§ Data extracted from a collection:
= = =
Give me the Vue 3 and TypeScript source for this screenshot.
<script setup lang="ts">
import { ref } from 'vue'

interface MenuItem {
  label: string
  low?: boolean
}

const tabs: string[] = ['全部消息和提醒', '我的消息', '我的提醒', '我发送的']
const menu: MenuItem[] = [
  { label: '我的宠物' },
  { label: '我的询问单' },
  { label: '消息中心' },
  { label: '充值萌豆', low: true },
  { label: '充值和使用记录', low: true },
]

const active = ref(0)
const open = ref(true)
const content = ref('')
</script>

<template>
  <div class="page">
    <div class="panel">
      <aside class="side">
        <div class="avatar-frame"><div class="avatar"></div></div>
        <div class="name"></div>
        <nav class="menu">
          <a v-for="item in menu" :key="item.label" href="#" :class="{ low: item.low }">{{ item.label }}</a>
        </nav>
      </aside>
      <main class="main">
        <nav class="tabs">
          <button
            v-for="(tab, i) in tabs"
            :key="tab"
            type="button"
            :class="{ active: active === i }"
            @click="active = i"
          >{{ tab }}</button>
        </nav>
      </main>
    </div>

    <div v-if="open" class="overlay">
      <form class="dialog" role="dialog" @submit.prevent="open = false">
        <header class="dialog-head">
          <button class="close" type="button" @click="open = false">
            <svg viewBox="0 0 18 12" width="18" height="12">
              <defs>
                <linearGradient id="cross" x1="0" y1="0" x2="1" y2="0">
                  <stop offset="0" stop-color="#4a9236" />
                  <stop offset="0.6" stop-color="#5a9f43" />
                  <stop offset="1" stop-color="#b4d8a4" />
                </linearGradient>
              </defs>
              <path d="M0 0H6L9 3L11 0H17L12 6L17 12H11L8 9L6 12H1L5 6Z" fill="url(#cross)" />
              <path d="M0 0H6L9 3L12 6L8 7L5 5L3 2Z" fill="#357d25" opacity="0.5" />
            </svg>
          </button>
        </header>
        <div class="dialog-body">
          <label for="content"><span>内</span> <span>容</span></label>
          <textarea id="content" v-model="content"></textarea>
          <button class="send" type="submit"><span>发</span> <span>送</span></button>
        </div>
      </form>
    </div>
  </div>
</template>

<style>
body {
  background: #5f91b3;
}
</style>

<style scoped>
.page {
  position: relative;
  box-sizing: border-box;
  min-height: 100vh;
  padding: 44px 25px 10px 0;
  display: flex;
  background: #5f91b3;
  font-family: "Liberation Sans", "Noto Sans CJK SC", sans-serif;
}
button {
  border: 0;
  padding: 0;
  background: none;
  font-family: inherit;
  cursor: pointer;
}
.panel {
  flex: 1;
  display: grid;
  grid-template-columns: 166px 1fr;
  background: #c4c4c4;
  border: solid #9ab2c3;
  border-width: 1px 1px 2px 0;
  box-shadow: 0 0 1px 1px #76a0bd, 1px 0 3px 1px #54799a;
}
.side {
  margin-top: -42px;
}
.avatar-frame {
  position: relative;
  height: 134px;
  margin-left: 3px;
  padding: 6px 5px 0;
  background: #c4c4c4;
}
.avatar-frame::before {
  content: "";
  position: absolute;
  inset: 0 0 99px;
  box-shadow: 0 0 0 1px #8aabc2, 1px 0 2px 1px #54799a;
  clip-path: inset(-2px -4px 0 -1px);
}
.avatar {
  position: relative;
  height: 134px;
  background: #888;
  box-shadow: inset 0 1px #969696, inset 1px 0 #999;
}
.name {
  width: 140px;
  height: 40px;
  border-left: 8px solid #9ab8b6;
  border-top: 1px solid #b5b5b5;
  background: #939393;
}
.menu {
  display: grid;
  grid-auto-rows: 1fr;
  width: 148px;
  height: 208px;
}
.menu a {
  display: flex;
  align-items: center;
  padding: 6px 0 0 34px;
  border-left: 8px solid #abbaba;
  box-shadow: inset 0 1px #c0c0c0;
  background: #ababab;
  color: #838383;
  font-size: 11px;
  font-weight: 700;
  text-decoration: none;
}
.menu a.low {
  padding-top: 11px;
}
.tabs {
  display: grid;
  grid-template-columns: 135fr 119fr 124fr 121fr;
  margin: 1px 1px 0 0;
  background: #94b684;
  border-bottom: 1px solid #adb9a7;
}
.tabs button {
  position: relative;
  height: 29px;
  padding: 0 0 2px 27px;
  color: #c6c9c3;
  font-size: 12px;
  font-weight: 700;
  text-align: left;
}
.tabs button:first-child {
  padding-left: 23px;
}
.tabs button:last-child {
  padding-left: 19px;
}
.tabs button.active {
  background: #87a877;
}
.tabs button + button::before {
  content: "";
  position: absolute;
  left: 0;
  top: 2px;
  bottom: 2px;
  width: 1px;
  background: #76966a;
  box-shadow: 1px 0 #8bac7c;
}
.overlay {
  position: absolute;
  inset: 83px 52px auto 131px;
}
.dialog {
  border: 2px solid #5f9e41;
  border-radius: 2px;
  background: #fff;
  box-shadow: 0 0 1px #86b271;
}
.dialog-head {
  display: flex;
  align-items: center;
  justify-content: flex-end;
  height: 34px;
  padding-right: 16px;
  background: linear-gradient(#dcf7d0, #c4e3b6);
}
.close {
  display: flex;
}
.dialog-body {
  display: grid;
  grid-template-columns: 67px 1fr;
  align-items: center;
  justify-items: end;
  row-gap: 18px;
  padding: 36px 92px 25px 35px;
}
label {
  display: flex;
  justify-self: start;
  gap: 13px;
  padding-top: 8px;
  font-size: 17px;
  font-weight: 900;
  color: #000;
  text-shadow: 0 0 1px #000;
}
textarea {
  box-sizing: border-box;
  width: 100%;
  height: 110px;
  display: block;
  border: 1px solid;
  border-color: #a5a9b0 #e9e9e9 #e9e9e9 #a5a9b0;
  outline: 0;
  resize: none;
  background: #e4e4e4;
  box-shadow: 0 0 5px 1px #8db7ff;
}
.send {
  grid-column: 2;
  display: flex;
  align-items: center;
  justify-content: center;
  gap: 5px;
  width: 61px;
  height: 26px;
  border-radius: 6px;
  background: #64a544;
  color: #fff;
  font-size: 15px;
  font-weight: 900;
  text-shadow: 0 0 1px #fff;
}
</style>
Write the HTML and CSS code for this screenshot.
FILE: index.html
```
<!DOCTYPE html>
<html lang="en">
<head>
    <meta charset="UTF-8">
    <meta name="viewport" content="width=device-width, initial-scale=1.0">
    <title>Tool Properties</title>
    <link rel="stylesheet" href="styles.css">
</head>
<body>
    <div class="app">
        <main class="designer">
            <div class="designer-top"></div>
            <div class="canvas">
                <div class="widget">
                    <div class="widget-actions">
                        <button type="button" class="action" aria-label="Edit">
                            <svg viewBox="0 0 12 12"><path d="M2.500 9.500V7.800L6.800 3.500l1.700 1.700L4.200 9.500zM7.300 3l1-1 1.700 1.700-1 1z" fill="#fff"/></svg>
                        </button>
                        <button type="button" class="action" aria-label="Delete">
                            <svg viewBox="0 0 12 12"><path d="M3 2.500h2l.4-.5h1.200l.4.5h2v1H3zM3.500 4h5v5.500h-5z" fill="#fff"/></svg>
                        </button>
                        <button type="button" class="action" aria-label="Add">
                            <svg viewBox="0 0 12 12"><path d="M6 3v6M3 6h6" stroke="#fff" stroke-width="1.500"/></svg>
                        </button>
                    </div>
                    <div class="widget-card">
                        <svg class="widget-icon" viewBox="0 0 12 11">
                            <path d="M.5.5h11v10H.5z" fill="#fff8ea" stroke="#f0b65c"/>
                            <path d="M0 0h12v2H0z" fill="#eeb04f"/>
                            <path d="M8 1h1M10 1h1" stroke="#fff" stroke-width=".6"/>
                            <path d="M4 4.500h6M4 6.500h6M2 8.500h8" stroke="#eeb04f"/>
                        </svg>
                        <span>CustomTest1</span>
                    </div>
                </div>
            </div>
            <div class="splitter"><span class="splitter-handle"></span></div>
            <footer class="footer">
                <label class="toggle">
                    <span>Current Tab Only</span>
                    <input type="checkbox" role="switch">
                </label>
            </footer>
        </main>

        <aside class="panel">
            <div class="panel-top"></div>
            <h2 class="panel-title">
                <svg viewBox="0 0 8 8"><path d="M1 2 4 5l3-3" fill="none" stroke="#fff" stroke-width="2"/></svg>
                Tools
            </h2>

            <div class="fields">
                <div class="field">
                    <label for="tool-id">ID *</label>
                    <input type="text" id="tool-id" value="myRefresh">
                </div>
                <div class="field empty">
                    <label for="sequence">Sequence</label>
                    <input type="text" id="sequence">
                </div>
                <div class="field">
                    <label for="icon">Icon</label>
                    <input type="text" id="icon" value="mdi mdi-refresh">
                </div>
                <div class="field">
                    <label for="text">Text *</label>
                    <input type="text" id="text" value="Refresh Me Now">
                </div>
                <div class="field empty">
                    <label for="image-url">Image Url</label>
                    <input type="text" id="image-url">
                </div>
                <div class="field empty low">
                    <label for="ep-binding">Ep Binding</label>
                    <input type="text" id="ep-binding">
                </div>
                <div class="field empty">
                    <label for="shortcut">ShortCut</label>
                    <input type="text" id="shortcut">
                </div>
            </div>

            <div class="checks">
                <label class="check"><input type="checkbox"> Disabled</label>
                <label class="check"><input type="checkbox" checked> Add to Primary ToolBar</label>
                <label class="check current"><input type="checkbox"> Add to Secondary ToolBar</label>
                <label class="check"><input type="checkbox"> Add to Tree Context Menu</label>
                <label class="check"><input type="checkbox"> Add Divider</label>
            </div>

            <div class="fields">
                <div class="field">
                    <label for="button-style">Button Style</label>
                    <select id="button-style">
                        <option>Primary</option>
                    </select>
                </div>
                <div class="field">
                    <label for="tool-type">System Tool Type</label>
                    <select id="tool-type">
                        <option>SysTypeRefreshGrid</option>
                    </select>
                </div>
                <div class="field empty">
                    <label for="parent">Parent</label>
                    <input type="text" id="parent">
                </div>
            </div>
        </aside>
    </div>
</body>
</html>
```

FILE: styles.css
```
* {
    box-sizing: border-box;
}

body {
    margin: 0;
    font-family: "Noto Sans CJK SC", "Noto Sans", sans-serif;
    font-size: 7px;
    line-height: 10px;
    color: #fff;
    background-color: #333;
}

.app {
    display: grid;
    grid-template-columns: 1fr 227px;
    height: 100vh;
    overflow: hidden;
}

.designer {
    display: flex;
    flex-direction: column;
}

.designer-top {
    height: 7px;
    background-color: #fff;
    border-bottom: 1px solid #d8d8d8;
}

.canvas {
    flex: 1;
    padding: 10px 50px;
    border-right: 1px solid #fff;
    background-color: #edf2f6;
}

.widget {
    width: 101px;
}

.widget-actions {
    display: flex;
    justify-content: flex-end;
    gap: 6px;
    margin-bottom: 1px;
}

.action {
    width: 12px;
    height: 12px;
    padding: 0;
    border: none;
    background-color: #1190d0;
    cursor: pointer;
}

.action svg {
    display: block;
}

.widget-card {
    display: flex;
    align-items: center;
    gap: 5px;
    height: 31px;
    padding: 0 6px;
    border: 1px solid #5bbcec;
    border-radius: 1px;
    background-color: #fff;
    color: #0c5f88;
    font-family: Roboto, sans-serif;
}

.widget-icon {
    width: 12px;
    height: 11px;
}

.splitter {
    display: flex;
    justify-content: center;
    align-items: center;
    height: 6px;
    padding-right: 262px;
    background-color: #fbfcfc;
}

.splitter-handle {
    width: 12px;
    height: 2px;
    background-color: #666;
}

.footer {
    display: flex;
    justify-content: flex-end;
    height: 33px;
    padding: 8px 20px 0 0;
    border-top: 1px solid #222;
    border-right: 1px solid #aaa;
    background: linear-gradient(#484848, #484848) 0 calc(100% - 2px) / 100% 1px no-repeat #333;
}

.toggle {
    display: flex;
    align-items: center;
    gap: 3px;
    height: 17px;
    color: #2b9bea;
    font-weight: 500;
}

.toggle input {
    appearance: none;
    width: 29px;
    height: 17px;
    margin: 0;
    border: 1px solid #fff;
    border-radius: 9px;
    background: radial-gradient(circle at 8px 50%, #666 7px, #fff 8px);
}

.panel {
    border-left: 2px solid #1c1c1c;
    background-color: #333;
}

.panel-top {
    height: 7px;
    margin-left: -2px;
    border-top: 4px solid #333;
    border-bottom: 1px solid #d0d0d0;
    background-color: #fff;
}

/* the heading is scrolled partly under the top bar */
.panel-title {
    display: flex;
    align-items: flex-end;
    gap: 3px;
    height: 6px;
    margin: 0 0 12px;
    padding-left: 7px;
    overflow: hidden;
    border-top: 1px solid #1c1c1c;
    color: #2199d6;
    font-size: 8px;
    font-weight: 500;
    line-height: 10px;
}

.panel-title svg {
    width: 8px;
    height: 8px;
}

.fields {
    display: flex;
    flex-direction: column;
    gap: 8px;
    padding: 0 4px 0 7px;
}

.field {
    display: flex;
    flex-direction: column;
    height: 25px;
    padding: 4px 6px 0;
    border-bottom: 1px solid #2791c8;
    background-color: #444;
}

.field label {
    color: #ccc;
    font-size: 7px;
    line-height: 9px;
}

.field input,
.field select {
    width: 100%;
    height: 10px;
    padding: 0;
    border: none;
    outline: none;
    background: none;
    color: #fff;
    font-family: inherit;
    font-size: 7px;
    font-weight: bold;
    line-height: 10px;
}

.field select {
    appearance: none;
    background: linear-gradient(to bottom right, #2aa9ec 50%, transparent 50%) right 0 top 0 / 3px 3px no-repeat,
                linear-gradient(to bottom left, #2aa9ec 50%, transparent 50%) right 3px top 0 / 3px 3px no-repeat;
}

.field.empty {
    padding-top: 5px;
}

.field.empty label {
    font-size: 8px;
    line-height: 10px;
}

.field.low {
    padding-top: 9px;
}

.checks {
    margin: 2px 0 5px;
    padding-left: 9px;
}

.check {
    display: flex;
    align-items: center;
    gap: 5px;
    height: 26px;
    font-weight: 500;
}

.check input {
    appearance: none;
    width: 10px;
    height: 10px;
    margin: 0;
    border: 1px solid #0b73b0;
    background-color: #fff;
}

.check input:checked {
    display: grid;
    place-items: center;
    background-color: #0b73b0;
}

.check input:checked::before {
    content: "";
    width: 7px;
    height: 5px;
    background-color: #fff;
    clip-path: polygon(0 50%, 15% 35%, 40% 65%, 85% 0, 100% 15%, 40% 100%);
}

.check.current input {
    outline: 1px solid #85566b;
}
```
= = =
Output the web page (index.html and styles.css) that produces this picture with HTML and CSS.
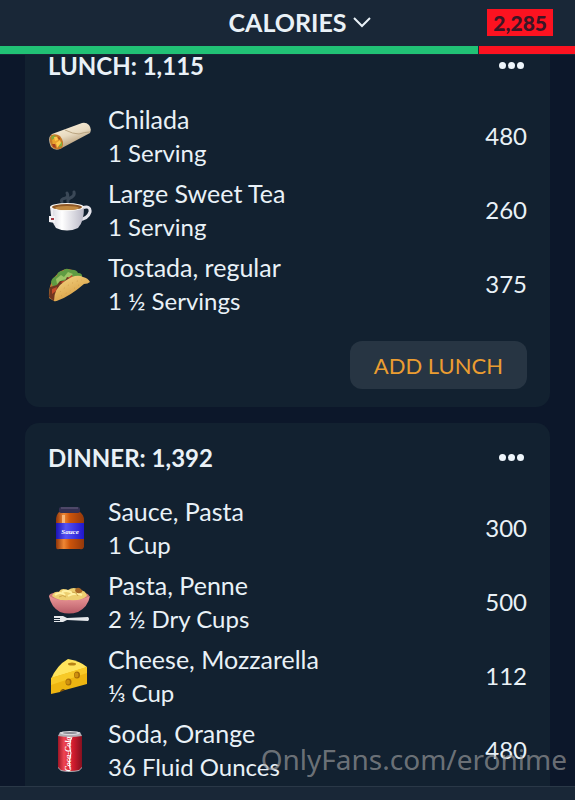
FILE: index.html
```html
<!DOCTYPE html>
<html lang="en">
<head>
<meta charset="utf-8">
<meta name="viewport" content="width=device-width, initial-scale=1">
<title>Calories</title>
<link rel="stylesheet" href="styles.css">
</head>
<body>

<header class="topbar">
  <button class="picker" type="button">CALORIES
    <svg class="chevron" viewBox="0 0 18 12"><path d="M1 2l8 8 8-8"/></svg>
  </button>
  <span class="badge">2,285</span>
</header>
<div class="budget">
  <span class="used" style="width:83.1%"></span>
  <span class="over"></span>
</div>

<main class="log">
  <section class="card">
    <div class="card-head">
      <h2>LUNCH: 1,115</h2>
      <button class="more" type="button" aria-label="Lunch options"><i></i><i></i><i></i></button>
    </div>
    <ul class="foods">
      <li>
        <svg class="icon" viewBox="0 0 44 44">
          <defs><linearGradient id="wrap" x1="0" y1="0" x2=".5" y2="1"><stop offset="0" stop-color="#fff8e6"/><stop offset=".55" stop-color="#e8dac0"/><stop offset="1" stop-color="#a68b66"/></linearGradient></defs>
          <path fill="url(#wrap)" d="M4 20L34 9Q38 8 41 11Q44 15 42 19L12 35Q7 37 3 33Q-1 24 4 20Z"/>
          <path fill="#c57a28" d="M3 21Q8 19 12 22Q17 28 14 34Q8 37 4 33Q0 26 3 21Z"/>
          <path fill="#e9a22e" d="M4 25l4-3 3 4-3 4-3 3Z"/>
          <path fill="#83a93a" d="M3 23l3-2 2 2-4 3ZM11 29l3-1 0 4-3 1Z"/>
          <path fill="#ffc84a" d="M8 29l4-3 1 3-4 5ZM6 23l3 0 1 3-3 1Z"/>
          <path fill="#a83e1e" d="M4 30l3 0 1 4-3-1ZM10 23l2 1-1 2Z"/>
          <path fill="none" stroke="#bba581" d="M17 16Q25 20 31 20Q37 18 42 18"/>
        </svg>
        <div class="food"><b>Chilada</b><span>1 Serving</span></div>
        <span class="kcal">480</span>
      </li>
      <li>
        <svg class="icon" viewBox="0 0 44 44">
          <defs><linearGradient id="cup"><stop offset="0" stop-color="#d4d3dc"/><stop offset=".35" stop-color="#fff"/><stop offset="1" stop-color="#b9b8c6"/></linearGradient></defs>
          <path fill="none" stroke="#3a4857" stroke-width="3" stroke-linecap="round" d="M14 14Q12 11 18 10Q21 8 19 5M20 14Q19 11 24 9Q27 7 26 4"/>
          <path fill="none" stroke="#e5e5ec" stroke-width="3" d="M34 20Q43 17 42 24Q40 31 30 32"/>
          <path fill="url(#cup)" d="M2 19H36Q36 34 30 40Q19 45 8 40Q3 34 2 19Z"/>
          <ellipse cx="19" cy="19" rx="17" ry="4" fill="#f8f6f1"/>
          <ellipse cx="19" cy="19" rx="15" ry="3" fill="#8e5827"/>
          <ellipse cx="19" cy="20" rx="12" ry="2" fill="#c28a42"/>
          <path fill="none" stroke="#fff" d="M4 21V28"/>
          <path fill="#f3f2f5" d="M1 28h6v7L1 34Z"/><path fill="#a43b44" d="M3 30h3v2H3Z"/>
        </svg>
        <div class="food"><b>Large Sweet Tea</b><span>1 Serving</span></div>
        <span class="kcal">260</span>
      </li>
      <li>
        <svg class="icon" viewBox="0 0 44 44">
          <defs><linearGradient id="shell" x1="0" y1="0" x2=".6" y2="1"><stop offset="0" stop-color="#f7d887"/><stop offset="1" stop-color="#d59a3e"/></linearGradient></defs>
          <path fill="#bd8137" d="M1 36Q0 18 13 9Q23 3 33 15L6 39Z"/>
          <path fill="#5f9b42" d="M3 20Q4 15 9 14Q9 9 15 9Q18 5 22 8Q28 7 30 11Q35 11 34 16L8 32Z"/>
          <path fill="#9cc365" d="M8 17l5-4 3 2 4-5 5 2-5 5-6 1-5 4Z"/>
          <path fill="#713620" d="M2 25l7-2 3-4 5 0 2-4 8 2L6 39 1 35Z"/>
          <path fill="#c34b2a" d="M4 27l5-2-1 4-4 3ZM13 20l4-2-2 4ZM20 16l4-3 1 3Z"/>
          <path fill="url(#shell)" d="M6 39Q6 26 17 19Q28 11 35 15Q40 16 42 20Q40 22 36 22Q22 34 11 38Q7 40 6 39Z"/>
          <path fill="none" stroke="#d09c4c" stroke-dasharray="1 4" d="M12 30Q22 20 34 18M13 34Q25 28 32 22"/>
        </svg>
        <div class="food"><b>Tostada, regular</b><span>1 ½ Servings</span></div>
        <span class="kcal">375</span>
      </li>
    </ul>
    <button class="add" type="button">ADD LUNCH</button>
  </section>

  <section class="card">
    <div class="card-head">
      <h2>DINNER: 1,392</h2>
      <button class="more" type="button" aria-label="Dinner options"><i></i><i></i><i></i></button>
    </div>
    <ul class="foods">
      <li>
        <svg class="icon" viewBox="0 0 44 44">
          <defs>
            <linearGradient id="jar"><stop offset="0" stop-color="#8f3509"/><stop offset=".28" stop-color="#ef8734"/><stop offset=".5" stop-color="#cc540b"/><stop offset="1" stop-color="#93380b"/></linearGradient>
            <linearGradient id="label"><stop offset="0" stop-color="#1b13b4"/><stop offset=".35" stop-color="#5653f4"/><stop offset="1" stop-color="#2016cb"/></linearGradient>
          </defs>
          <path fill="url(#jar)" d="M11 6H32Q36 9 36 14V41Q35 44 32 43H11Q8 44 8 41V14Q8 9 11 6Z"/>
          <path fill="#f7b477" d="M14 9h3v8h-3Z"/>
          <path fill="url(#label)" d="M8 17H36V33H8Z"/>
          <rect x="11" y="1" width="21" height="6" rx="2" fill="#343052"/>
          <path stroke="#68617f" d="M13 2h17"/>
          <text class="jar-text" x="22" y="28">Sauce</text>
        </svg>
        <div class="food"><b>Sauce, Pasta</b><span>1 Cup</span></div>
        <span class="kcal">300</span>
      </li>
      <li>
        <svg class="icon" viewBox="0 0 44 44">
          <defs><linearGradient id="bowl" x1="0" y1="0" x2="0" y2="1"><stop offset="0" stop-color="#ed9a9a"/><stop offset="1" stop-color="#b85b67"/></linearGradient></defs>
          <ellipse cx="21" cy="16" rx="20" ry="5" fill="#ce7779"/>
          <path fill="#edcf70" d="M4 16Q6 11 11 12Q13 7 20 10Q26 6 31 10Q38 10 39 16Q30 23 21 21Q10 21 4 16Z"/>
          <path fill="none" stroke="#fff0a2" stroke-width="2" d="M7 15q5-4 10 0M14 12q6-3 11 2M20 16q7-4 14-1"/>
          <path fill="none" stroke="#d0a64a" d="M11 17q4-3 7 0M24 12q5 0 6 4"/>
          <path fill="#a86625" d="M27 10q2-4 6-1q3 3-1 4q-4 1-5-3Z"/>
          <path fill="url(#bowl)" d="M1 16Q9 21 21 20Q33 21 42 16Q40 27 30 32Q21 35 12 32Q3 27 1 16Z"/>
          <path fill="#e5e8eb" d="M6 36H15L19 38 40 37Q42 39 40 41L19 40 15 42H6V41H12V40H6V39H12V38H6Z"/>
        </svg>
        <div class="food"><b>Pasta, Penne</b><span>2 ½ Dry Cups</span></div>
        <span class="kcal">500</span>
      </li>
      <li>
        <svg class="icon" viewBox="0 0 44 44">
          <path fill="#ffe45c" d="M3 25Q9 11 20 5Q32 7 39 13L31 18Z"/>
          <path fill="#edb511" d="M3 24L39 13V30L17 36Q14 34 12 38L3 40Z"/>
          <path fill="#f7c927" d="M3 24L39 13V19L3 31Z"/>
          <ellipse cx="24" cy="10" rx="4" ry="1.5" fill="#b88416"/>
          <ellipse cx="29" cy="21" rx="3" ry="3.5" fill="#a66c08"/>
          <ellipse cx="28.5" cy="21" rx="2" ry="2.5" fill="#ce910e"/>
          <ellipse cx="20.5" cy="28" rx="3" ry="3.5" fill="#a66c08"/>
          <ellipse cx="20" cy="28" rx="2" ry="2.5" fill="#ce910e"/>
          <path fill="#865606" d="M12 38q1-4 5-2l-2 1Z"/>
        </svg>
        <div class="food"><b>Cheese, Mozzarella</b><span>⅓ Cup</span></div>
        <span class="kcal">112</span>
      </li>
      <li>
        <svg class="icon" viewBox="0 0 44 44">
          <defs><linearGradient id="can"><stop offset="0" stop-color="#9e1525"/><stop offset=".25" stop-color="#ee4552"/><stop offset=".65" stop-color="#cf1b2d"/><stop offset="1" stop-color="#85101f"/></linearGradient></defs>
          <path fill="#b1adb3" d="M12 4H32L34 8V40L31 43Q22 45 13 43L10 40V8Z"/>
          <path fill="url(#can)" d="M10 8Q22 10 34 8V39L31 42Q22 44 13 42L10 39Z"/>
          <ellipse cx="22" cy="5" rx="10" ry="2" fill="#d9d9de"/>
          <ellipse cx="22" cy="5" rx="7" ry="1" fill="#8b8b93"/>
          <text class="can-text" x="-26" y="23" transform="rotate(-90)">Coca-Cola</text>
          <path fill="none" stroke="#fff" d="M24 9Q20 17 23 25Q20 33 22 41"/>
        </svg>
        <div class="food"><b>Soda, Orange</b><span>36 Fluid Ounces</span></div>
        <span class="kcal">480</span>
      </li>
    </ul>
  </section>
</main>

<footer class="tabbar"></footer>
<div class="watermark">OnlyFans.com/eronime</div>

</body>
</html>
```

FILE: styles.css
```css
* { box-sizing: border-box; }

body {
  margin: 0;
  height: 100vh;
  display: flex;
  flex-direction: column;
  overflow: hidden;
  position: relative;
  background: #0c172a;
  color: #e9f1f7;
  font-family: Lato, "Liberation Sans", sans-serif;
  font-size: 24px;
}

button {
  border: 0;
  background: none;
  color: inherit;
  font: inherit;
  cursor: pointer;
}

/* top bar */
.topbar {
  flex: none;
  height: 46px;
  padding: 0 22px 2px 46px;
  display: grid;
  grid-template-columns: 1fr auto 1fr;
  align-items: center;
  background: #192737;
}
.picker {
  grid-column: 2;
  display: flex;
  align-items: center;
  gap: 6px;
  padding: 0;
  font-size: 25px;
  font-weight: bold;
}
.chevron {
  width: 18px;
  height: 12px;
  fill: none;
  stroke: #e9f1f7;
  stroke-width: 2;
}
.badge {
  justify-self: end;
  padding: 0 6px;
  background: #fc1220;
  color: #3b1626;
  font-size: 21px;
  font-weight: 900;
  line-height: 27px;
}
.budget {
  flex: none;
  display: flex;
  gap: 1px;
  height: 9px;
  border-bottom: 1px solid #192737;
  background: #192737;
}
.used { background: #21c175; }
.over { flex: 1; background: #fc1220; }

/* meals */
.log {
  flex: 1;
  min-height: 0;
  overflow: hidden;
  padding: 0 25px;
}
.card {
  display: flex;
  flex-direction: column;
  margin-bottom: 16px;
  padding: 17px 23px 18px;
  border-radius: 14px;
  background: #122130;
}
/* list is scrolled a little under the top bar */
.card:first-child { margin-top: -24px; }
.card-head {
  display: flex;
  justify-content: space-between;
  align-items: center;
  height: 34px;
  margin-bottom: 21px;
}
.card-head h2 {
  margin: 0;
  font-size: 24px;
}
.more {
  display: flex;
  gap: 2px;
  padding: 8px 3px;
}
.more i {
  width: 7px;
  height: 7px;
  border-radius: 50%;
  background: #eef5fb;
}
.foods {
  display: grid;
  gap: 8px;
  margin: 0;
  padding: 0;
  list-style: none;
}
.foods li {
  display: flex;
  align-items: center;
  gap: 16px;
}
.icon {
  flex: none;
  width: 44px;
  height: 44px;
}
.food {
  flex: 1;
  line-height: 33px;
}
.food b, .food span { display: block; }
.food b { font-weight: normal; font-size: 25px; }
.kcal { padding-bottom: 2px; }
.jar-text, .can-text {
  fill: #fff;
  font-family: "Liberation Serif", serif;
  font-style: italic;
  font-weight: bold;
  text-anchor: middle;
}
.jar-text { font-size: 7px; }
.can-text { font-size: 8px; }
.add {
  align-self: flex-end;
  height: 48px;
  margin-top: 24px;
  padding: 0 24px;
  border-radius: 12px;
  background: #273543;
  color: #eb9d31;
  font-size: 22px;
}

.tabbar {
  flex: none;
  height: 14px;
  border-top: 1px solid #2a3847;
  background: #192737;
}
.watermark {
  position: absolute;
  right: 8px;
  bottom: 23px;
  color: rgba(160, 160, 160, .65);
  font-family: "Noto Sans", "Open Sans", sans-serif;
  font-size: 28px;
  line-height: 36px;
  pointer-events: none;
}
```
= = =
§ What needs to be done: Find out how many lines in the listing contain the string "this". Give the number alone.

§ Result: 3